Two Candidates Lead UC Presidential Race

In light of the fast-approaching Undergraduate Council Presidential Elections, UC insiders have confirmed the two leading tickets. But this year, they say, will be a bit different. Entering the race from a variety of backgrounds, the candidates will face new institutional challenges in light of budget cuts and a restructured UC.

The two primary lineups are drawn from all areas of student life. UC Budget Cuts Task Force Chair Johnny F. Bowman ’11 confirmed that he intends to run for UC president with Rules Committee Chair Eric N. Hysen ’11 as his vice-president. Education Committee Vice Chair George J.J. Hayward ’11, a Crimson editor, is another major contender who confirmed his candidacy alongside UC representative Felix M. Zhang ’11 as his vice president.


Each of the candidates brings a unique perspective and background.

Bowman, a Pforzheimer House resident, has been one of the most prominent student advocates in budget-cut related issues over the last year, involved with groups ranging from the Student Labor Action Movement to the Restructuring Student Life student-faculty working group.


Hysen, who is running as Bowman’s vice president, has had a long history on the UC. Elected his freshman year, the Mather House rep is considered by many UC members to be one of the most knowledgeable reps.

Hayward, who is running against Bowman, has spent much of his time on the UC involved in advocacy projects, notably issues affecting Quad life, including his own Currier House. He is also a member of the Black Students Association and the Veritas Financial Group.
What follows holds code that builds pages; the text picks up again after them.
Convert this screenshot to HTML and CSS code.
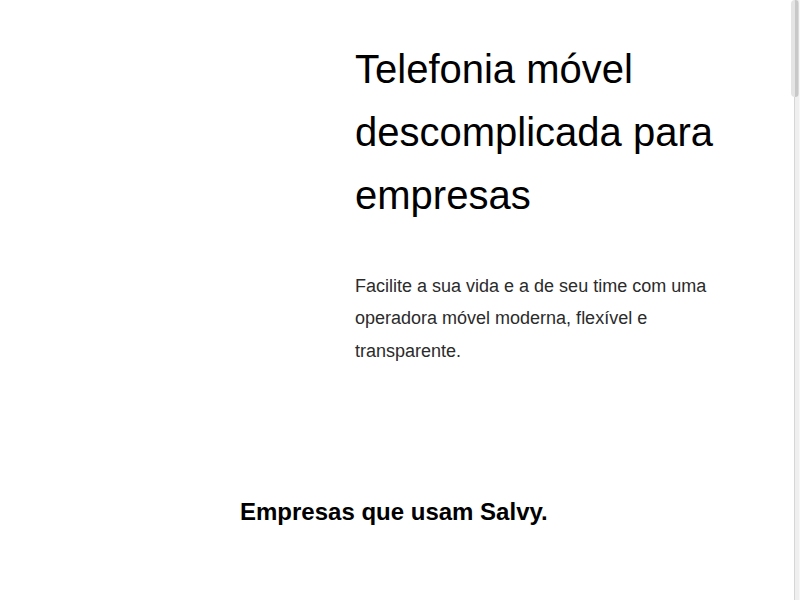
FILE: index.html
```html
<!DOCTYPE html>
<html lang="pt-BR">
<head>
<meta charset="utf-8">
<title>Salvy — Telefonia móvel descomplicada para empresas</title>
<link rel="stylesheet" href="styles.css">
</head>
<body>
  <main class="page">
    <section class="hero">
      <div class="hero-media"></div>
      <div class="hero-text">
        <h1 class="hero-title">Telefonia móvel descomplicada para empresas</h1>
        <p class="hero-lead">Facilite a sua vida e a de seu time com uma operadora móvel moderna, flexível e transparente.</p>
      </div>
    </section>
    <section class="clients">
      <h2 class="clients-title">Empresas que usam Salvy.</h2>
      <div class="clients-logos"></div>
    </section>
  </main>
  <div class="scrollbar" aria-hidden="true"><div class="scrollbar-thumb"></div></div>
</body>
</html>
```

FILE: styles.css
```css
html {
  background: #fff;
  scrollbar-width: none;
}

body {
  margin: 0;
  font-family: "Liberation Sans", Arial, sans-serif;
  color: #000;
}

.page {
  display: flex;
  flex-direction: column;
}

.hero {
  display: flex;
  padding-top: 38px;
}

.hero-media {
  width: 355px;
  flex: none;
}

.hero-text {
  width: 380px;
}

.hero-title {
  margin: 0;
  font-size: 40px;
  line-height: 63px;
  font-weight: 400;
  color: #000;
}

.hero-lead {
  margin: 43px 0 0;
  font-size: 18px;
  line-height: 1.8;
  color: #2b2b2b;
}

.clients {
  padding: 131px 0 0 240px;
}

.clients-title {
  margin: 0;
  font-size: 24px;
  font-weight: 700;
  color: #000;
}

.clients-logos {
  height: 3180px;
}

.scrollbar {
  position: fixed;
  top: 0;
  right: 0;
  width: 9px;
  height: 100vh;
  background: linear-gradient(to right, #fff 0 3px, #d6d6d6 3px 4px, #efefef 4px 8px, #f7f7f7 8px);
}

.scrollbar-thumb {
  width: 8px;
  height: 97px;
  border-radius: 4px;
  background: linear-gradient(to right, #e4e4e4 0 4px, #c8c8c8 4px 7px, #dadada 7px);
}
```
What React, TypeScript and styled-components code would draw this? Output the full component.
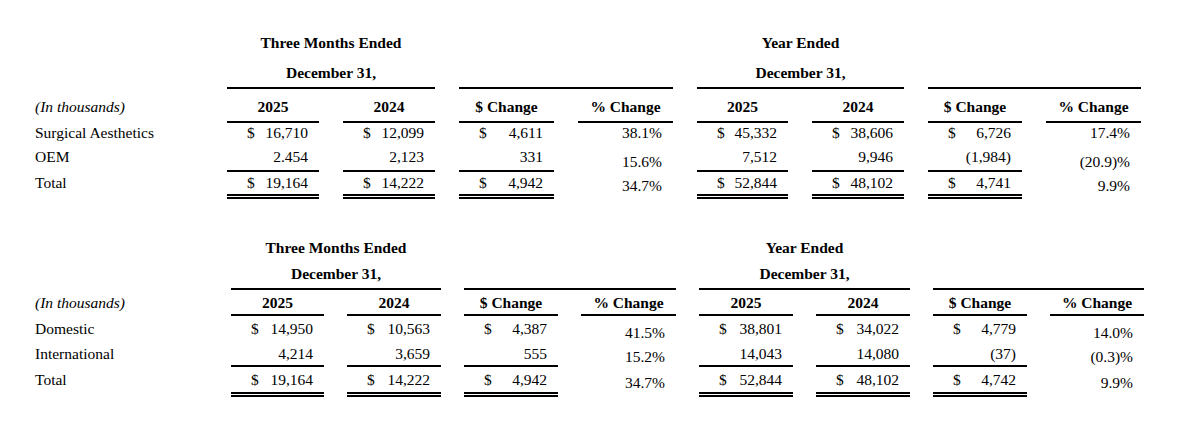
import React from 'react';
import styled, { createGlobalStyle } from 'styled-components';

type Line = 'none' | 'single' | 'double';

type RowBox = { mt: number; h: number };

type Section = {
  cols: string;
  gap: number;
  boxes: RowBox[]; // title1, title2, years, row1, row2, total
  shifts: number[]; // % change offsets for row1, row2, total
  rows: { label: string; values: string[] }[];
};

const sections: Section[] = [
  {
    cols: '168px 92px 92px 95px 95px 91px 92px 94px 95px',
    gap: 24,
    boxes: [
      { mt: 33, h: 20 },
      { mt: 6, h: 28 },
      { mt: 4, h: 28 },
      { mt: 0, h: 20 },
      { mt: 1, h: 26 },
      { mt: 0, h: 22 },
    ],
    shifts: [0, 5, 3],
    rows: [
      {
        label: 'Surgical Aesthetics',
        values: ['16,710', '12,099', '4,611', '38.1%', '45,332', '38,606', '6,726', '17.4%'],
      },
      {
        label: 'OEM',
        values: ['2.454', '2,123', '331', '15.6%', '7,512', '9,946', '(1,984)', '(20.9)%'],
      },
      {
        label: 'Total',
        values: ['19,164', '14,222', '4,942', '34.7%', '52,844', '48,102', '4,741', '9.9%'],
      },
    ],
  },
  {
    cols: '173px 93px 94px 94px 95px 94px 94px 94px 94px',
    gap: 23,
    boxes: [
      { mt: 39, h: 20 },
      { mt: 2, h: 28 },
      { mt: 2, h: 22 },
      { mt: 0, h: 26 },
      { mt: 0, h: 23 },
      { mt: 0, h: 25 },
    ],
    shifts: [4, 3, 3],
    rows: [
      {
        label: 'Domestic',
        values: ['14,950', '10,563', '4,387', '41.5%', '38,801', '34,022', '4,779', '14.0%'],
      },
      {
        label: 'International',
        values: ['4,214', '3,659', '555', '15.2%', '14,043', '14,080', '(37)', '(0.3)%'],
      },
      {
        label: 'Total',
        values: ['19,164', '14,222', '4,942', '34.7%', '52,844', '48,102', '4,742', '9.9%'],
      },
    ],
  },
];

const lineCss = (line?: Line) =>
  line === 'single'
    ? 'border-bottom: 2px solid #000;'
    : line === 'double'
    ? 'border-bottom: 5px double #000;'
    : 'border-bottom: none;';

const GlobalStyle = createGlobalStyle`
  html, body {
    margin: 0;
    padding: 0;
    background: #fff;
  }
  body {
    font-family: "Liberation Serif", "Times New Roman", serif;
    font-size: 15.5px;
    color: #000;
  }
`;

const Page = styled.div`
  width: 1200px;
  height: 431px;
  padding-left: 35px;
  box-sizing: border-box;
  display: flex;
  flex-direction: column;
`;

const Row = styled.div<{ $cols: string; $gap: number; $mt: number }>`
  display: grid;
  grid-template-columns: ${p => p.$cols};
  column-gap: ${p => p.$gap}px;
  align-items: start;
  margin-top: ${p => p.$mt}px;
`;

const BaseCell = styled.div<{ $h: number; $line?: Line }>`
  height: ${p => p.$h}px;
  display: flex;
  align-items: center;
  line-height: 20px;
  white-space: nowrap;
  ${p => lineCss(p.$line)}
`;

const LabelCell = styled(BaseCell)<{ $italic?: boolean }>`
  font-style: ${p => (p.$italic ? 'italic' : 'normal')};
`;

const HeadCell = styled(BaseCell)<{ $span?: number }>`
  grid-column: span ${p => p.$span ?? 1};
  justify-content: center;
  font-weight: bold;
`;

const AmountCell = styled(BaseCell)`
  justify-content: space-between;
  padding: 0 11px 0 20px;
`;

const PctCell = styled(BaseCell)<{ $shift: number }>`
  justify-content: flex-end;
  box-sizing: border-box;
  padding: ${p => p.$shift * 2}px 11px 0 0;
  height: ${p => p.$h}px;
`;

const Amount = ({ h, value, dollar, line }: { h: number; value: string; dollar: boolean; line: Line }) => (
  <AmountCell $h={h} $line={line}>
    <span>{dollar ? '$' : ''}</span>
    <span>{value}</span>
  </AmountCell>
);

const Table = ({ s }: { s: Section }) => {
  const [t1, t2, yr, ...body] = s.boxes;
  const rowProps = (b: RowBox) => ({ $cols: s.cols, $gap: s.gap, $mt: b.mt });

  return (
    <>
      <Row {...rowProps(t1)}>
        <LabelCell $h={t1.h} />
        <HeadCell $h={t1.h} $span={2}>Three Months Ended</HeadCell>
        <HeadCell $h={t1.h} $span={2} />
        <HeadCell $h={t1.h} $span={2}>Year Ended</HeadCell>
        <HeadCell $h={t1.h} $span={2} />
      </Row>
      <Row {...rowProps(t2)}>
        <LabelCell $h={t2.h} />
        <HeadCell $h={t2.h} $span={2} $line="single">December 31,</HeadCell>
        <HeadCell $h={t2.h} $span={2} $line="single" />
        <HeadCell $h={t2.h} $span={2} $line="single">December 31,</HeadCell>
        <HeadCell $h={t2.h} $span={2} $line="single" />
      </Row>
      <Row {...rowProps(yr)}>
        <LabelCell $h={yr.h} $italic>(In thousands)</LabelCell>
        {['2025', '2024', '$ Change', '% Change', '2025', '2024', '$ Change', '% Change'].map((t, i) => (
          <HeadCell key={i} $h={yr.h} $line="single">
            {t}
          </HeadCell>
        ))}
      </Row>
      {s.rows.map((r, ri) => {
        const b = body[ri];
        const dollar = ri !== 1;
        const line: Line = ri === 1 ? 'single' : ri === 2 ? 'double' : 'none';
        return (
          <Row key={r.label} {...rowProps(b)}>
            <LabelCell $h={b.h}>{r.label}</LabelCell>
            {r.values.map((v, i) =>
              i % 4 === 3 ? (
                <PctCell key={i} $h={b.h} $shift={s.shifts[ri]}>
                  {v}
                </PctCell>
              ) : (
                <Amount key={i} h={b.h} value={v} dollar={dollar} line={line} />
              )
            )}
          </Row>
        );
      })}
    </>
  );
};

const App = () => {
  return (
    <Page>
      <GlobalStyle />
      {sections.map((s, i) => (
        <Table key={i} s={s} />
      ))}
    </Page>
  );
};

export default App;
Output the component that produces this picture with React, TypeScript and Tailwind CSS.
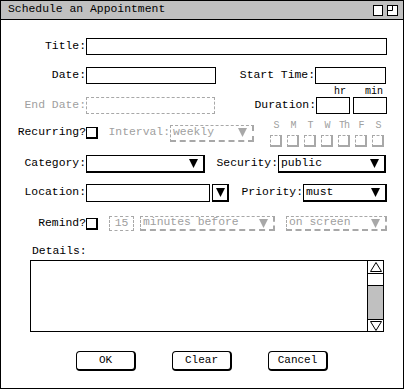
import React from 'react'

// Motif-ish "Schedule an Appointment" dialog

const mono = "font-['Liberation_Mono',monospace]"

function Arrow({ color = '#000' }: { color?: string }) {
  return (
    <svg width="9" height="9" viewBox="0 0 9 9" className="shrink-0">
      <polygon points="0,0 9,0 4.5,9" fill={color} />
    </svg>
  )
}

function Dropdown({ w, value, disabled }: { w: string; value?: string; disabled?: boolean }) {
  const box = disabled
    ? 'border border-dashed border-[#a8a8a8] border-r-2 border-b-2 text-[#a0a0a0]'
    : 'border border-black border-r-2 border-b-2 text-black'
  return (
    <div className={`${w} h-full ${box} flex items-center justify-between pl-[2px] pr-[5px] leading-none`}>
      <span>{value}</span>
      <Arrow color={disabled ? '#a8a8a8' : '#000'} />
    </div>
  )
}

function Label({ w, text, disabled }: { w: string; text: string; disabled?: boolean }) {
  return (
    <div className={`${w} shrink-0 text-right whitespace-pre ${disabled ? 'text-[#a0a0a0]' : 'text-black'}`}>
      {text}
    </div>
  )
}

function Check({ disabled }: { disabled?: boolean }) {
  return (
    <div
      className={`w-[12px] h-[12px] shrink-0 border border-r-2 border-b-2 bg-white ${
        disabled ? 'border-dashed border-[#a8a8a8]' : 'border-black'
      }`}
    />
  )
}

const days = ['S', 'M', 'T', 'W', 'Th', 'F', 'S']

export default function App() {
  return (
    <div className={`w-[404px] h-[390px] bg-white ${mono} text-[11.4px] text-black`}>
      <div className="w-[404px] h-[389px] border border-black flex flex-col">
        {/* title bar */}
        <div className="h-[19px] shrink-0 bg-[#c0c0c0] border-b border-black flex items-center pl-[7px] pr-[4px]">
          <span className="flex-1 leading-none">Schedule an Appointment</span>
          <svg width="26" height="11" viewBox="0 0 26 11" className="mt-[1px]">
            <rect x="0.5" y="0.5" width="9" height="10" fill="#fff" stroke="#000" />
            <rect x="14.5" y="0.5" width="10" height="10" fill="#fff" stroke="#000" />
            <path d="M19.5 0.5 V5.5 H14.5" fill="none" stroke="#000" />
          </svg>
        </div>

        {/* Title */}
        <div className="mt-[18px] h-[17px] flex items-center">
          <Label w="w-[85px]" text="Title:" />
          <div className="w-[301px] h-full border border-black" />
        </div>

        {/* Date / Start time */}
        <div className="mt-[12px] h-[17px] flex items-center">
          <Label w="w-[85px]" text="Date:" />
          <div className="w-[130px] h-full border border-black" />
          <Label w="w-[99px]" text="Start Time:" />
          <div className="w-[71px] h-full border border-black" />
        </div>

        {/* hr / min */}
        <div className="h-[13px] flex items-end text-[10px] leading-[10px]">
          <span className="ml-[333px]">hr</span>
          <span className="ml-[19px]">min</span>
        </div>

        {/* End date / duration */}
        <div className="h-[17px] flex items-center">
          <Label w="w-[85px]" text="End Date:" disabled />
          <div className="w-[129px] h-full border border-dashed border-[#a8a8a8]" />
          <Label w="w-[101px]" text="Duration:" />
          <div className="w-[34px] h-full border border-black" />
          <div className="ml-[3px] w-[34px] h-full border border-black" />
        </div>

        {/* Recurring */}
        <div className="mt-[5px] h-[28px] flex items-center">
          <Label w="w-[85px]" text="Recurring?" />
          <Check />
          <Label w="w-[72px]" text="Interval:" disabled />
          <div className="h-[17px] flex">
            <Dropdown w="w-[84px]" value="weekly" disabled />
          </div>
          <div className="ml-[16px] h-full flex gap-[5px]">
            {days.map((d, i) => (
              <div key={i} className="w-[12px] h-full flex flex-col items-center justify-between pt-[2px]">
                <span className="text-[10px] leading-[9px] text-[#a0a0a0] whitespace-nowrap tracking-[-1px]">{d}</span>
                <Check disabled />
              </div>
            ))}
          </div>
        </div>

        {/* Category / Security */}
        <div className="mt-[8px] h-[18px] flex items-center">
          <Label w="w-[85px]" text="Category:" />
          <Dropdown w="w-[119px]" />
          <Label w="w-[73px]" text="Security:" />
          <Dropdown w="w-[108px]" value="public" />
        </div>

        {/* Location / Priority */}
        <div className="mt-[11px] h-[18px] flex items-center">
          <Label w="w-[85px]" text="Location:" />
          <div className="w-[124px] h-full border border-black" />
          <div className="ml-[2px] w-[17px] h-full border border-black border-r-2 border-b-2 flex items-center justify-center">
            <Arrow />
          </div>
          <Label w="w-[74px]" text="Priority:" />
          <Dropdown w="w-[84px]" value="must" />
        </div>

        {/* Remind */}
        <div className="mt-[14px] h-[15px] flex items-center">
          <Label w="w-[85px]" text="Remind?" />
          <Check />
          <div className="ml-[11px] w-[25px] h-full border border-dashed border-[#a8a8a8] text-[#a0a0a0] flex items-center justify-center leading-none">
            15
          </div>
          <div className="ml-[6px] h-full flex">
            <Dropdown w="w-[135px]" value="minutes before" disabled />
          </div>
          <div className="ml-[11px] h-full flex">
            <Dropdown w="w-[101px]" value="on screen" disabled />
          </div>
        </div>

        {/* Details */}
        <div className="mt-[13px] h-[14px] leading-[14px] pl-[31px]">Details:</div>
        <div className="mt-[2px] ml-[29px] w-[354px] h-[72px] border border-black flex">
          <div className="flex-1" />
          <div className="w-[16px] h-full border-l border-black flex flex-col">
            <div className="h-[13px] border-b border-black flex items-center justify-center">
              <svg width="12" height="10" viewBox="0 0 12 10">
                <polygon points="6,0.5 11.5,9.5 0.5,9.5" fill="#fff" stroke="#000" />
              </svg>
            </div>
            <div className="h-[12px] bg-white border-b border-black" />
            <div className="flex-1 bg-[#c0c0c0]" />
            <div className="h-[12px] border-t border-black flex items-center justify-center">
              <svg width="12" height="10" viewBox="0 0 12 10">
                <polygon points="0.5,0.5 11.5,0.5 6,9.5" fill="#fff" stroke="#000" />
              </svg>
            </div>
          </div>
        </div>

        {/* Buttons */}
        <div className="mt-[19px] h-[20px] flex">
          <button className="ml-[75px] w-[60px] h-full rounded-[4px] border border-black border-r-2 border-b-2 bg-white text-[11px] leading-none">
            OK
          </button>
          <button className="ml-[36px] w-[60px] h-full rounded-[4px] border border-black border-r-2 border-b-2 bg-white text-[11px] leading-none">
            Clear
          </button>
          <button className="ml-[36px] w-[60px] h-full rounded-[4px] border border-black border-r-2 border-b-2 bg-white text-[11px] leading-none">
            Cancel
          </button>
        </div>
      </div>
    </div>
  )
}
Hayward’s vice-presidential candidate, Zhang, has also been heavily involved in student groups. Currently, he is co-vice president of the Chinese Students Association and a director in the Veritas Financial Group. A Cabot resident, he has also been involved in organizations such as the Asian American Association and the Institute of Politics.

“It’s an even match,” said current UC President Andrea R. Flores ’10 of the two tickets. “I don’t think [an election] has ever been so hard to predict.”

UC insider Harry T. Rimalower ’10 said he thinks the tickets plan to focus on different issues­—Hayward and Zhang on student groups, and Bowman and Hysen on budget cuts.

“Budget cuts are going to cast a shadow over everything,” Rimalower said. “It’s going to be question of how much [Hayward and Zhang] can draw attention to student groups.”


“The UC is at a really important time now, a really fragile time,” said Flores.

In the past year, the UC has experienced drastic constitutional change, resulting in a larger Council with three more committees.

One side effect of the changes, according to Flores, is that the candidates coming from the “inside” no longer have a significant advantage because the structure is so new.

“It’s highly unusual that one of the presidential candidates does not come from the executive board,” Flores said. “[Furthermore] there’s no women, there’s two social club candidates [Bowman and Zhang], no one’s really an insider except [Hysen], and there are two first semester UC candidates. It should be a fascinating election.”

UC members also predict that the political atmosphere of the election will be much less charged than last year.

“Legislation couldn’t get passed [last year] because there was a political agenda behind every vote,” Rimalower said. “[Hayward and Bowman] actually like each other.”